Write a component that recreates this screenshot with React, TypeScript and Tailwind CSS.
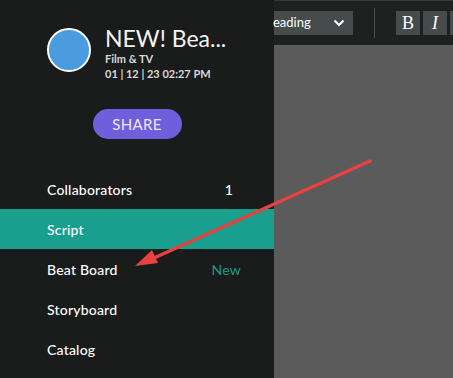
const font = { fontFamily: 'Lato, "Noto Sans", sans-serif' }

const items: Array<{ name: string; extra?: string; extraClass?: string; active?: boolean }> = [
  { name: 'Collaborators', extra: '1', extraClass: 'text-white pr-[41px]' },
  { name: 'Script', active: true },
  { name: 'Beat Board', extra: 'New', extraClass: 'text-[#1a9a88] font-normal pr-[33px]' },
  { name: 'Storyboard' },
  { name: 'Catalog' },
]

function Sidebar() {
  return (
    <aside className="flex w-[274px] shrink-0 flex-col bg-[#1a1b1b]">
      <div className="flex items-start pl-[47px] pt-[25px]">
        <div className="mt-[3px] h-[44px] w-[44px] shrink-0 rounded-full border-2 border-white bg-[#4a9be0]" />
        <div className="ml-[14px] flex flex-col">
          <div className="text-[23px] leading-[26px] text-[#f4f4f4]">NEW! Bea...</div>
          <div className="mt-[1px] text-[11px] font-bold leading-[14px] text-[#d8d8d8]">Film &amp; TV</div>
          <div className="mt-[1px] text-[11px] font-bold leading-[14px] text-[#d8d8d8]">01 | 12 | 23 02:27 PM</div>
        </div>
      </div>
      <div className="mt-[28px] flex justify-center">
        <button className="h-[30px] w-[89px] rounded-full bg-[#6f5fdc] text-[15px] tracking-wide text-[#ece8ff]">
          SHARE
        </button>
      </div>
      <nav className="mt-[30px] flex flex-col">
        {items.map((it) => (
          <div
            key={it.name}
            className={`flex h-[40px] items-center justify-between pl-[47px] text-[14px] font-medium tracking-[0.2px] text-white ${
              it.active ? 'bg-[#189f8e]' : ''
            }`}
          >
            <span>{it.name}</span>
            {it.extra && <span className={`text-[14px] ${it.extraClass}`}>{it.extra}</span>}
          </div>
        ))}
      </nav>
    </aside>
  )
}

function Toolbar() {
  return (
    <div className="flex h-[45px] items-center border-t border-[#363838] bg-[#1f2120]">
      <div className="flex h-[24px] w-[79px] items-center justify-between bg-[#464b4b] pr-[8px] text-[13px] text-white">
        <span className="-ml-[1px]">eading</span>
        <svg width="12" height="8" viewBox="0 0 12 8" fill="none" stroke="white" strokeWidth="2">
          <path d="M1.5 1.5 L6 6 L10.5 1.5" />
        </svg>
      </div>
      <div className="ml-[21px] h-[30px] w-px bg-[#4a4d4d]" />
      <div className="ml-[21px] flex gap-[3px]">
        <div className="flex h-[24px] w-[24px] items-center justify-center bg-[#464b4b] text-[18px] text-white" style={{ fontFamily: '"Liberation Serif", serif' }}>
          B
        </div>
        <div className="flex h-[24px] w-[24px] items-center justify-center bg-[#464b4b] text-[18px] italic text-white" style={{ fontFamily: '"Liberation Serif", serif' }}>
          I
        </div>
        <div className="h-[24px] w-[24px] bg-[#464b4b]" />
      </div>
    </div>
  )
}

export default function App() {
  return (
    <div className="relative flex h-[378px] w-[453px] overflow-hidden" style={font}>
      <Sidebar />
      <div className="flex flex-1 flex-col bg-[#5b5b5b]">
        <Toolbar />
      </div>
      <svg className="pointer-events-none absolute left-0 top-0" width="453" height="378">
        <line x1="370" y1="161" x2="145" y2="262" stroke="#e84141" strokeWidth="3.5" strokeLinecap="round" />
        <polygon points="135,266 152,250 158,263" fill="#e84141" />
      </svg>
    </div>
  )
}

# # # # # # #

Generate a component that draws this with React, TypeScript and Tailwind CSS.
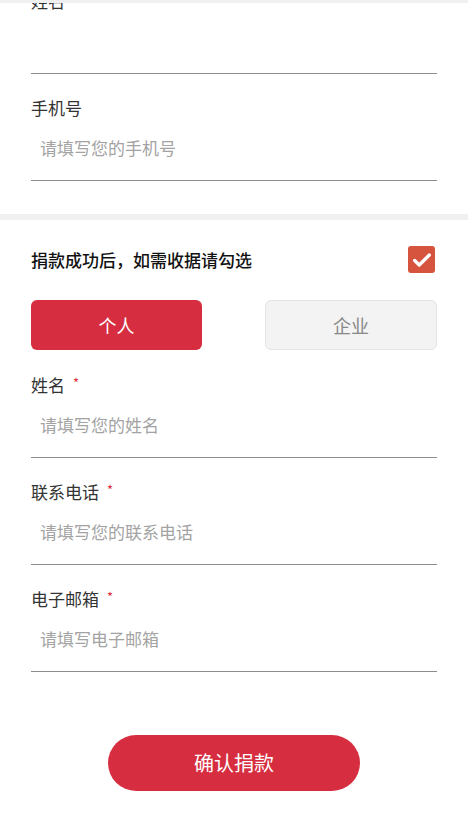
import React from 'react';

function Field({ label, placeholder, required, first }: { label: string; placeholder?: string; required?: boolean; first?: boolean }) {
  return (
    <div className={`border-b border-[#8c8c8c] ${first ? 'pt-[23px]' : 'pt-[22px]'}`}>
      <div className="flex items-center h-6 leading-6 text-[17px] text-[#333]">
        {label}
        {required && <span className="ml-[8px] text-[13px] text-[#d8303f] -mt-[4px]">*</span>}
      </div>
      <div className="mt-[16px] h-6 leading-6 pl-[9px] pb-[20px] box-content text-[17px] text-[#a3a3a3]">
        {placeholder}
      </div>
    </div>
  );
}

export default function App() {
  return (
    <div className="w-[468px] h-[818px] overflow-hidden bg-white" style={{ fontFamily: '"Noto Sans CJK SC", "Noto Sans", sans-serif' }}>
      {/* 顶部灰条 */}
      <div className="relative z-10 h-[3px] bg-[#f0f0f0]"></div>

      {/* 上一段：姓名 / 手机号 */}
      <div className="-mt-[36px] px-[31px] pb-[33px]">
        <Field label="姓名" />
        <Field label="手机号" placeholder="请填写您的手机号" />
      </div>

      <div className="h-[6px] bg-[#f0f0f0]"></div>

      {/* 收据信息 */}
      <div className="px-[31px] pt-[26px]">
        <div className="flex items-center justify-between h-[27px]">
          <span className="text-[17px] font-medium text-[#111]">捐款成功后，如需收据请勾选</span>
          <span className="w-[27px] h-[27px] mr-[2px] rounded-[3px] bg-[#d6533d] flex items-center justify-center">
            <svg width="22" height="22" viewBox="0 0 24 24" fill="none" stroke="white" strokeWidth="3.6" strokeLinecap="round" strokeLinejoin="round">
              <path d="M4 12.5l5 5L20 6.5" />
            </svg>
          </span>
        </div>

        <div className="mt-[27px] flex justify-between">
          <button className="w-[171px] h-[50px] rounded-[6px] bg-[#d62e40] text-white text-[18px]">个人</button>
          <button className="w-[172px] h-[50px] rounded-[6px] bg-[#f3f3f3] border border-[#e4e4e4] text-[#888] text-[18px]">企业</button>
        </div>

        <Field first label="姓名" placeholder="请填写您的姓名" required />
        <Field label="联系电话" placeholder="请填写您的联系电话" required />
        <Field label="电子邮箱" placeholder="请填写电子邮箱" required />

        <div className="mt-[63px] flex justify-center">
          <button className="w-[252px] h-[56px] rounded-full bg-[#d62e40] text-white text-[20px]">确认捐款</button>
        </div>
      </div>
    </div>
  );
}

# # # # # # #

In the entries above, find the line that contains "Generate a component" and the line that contains "import React from 'react';". Reproduce exactly those two lines and every line between them, but not the pictures.

Generate a component that draws this with React, TypeScript and Tailwind CSS.
import React from 'react';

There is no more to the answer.